The fast-moving controversy, though, took another turn Sunday night when Meyer said he found out from Spectacolor officials that Clear Channel had approved the second design, and was awaiting word from Marriott, which he said has the right to reject any ad on its facade.

"In the contract, they represented they owned these billboards. There was never another layer of approval," said Baifang Schell of Project Billboard, who is married to Orville Schell, dean of the school of journalism at UC Berkeley.

Schell and two other Project Billboard founders, Deborah Rappaport and Amy Harmon, flew to New York on Sunday morning to go to court and keep negotiating. Another member of the group, Laurene Powell Jobs, is married to Apple Computer co-founder Steve Jobs.

New York Marriott Marquis spokeswoman Kathleen Duffy said Sunday that the hotel management considered the first proposal by Project Billboard to be inappropriate because of the bomb image and said the hotel was led to believe the ad would simply encourage people to vote.

She said management had not seen the dove design yet.

"I'm constantly shocked by how there is such an effort to really prevent people from contemplating the difficult issues of our time,'' Waters said. "The message of the sign was trying to get people to think about this. And clearly, it's not what the powers-that-be want people to do.''

But Meyer said Sunday that the company reserves the right to reject advertising for any reason. He said advertising is rejected routinely for being indecent or offensive, or because the business owner simply doesn't want the sign on his property. But, he said, the problem is never partisan politics.

"Never has anyone said to me from Clear Channel corporate that I should or should not put up copy because of its political ramifications,'' Meyer said. "That's contrary to the principles of the company -- we're in the business of maximizing profits for our shareholders.

"I'd love to get the Democrats' spending, the Republican spending and the Nader spending,'' he said.

The billboard flap pits a group of influential, well-heeled and progressive Bay Area women, many of them Democratic Party contributors, against a Fortune 500 company that is responsible for quite a bit of what Americans see and hear.

Clear Channel, of San Antonio, owns or operates 1,270 radio stations and 39 television stations in the United States and has 776,000 outdoor advertising displays worldwide.
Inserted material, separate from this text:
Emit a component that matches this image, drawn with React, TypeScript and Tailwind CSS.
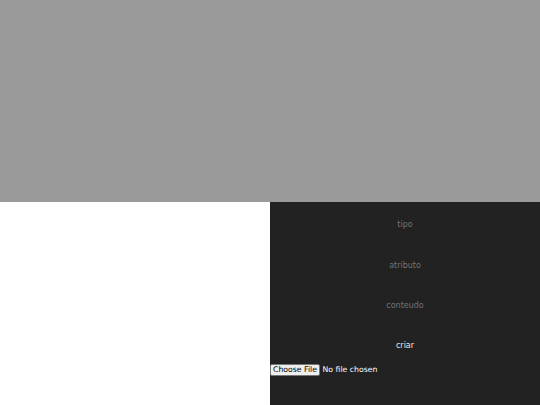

Some critics have accused Clear Channel, whose top executives and political action committee have given heavily to Republicans, of using radio airwaves and other far-reaching assets to push its views.

According to the nonpartisan Center for Responsive Politics in Washington, D.C., as of the end of May, the company's PAC this year had given $170,000 to U.S. House and Senate candidates, with 70 percent going to Republicans.

Peter Scheer, executive director of the California First Amendment Coalition in San Rafael, an advocacy group for freedom of expression and open government, said that Clear Channel's rejection of the ad was "obnoxious to the First Amendment,'' but that the company was probably on firm legal ground because it's private.

"But Clear Channel is a huge corporation. ... I think one could argue that it's gotten so big that it could have forced on it responsibilities much like those that a government agency would have,'' Scheer said. "Obviously, it's engaged in censorship here, and it is the worst kind of censorship because it is based directly on the content of the message.''

"That's a specious theory,'' Meyer responded. "To my knowledge, there's no law that supports that.''

Project Billboard was launched last year, with its founders saying they want to foster open national debate on important issues and support diversity, tolerance and free expression. It signed a contract with Clear Channel Spectacolor last December for $368,000, not including production and installation costs.

In an e-mail to Barry Kula, Spectacolor's vice president of sales and marketing, Rappaport said: "Our billboard does not support or oppose a particular candidate, government officer, or political party. ... Nor do we believe that a reference to war is somehow 'distasteful' to the community.''

Meyer said the decision to reject the ad was made independently by the Spectacolor division. But he said the company generally does not run copy that would be unsuitable for children or cause them to ask difficult questions, nor does it run political attacks that could be considered "personally offensive.''

"We err on the side of rejecting the copy,'' he said.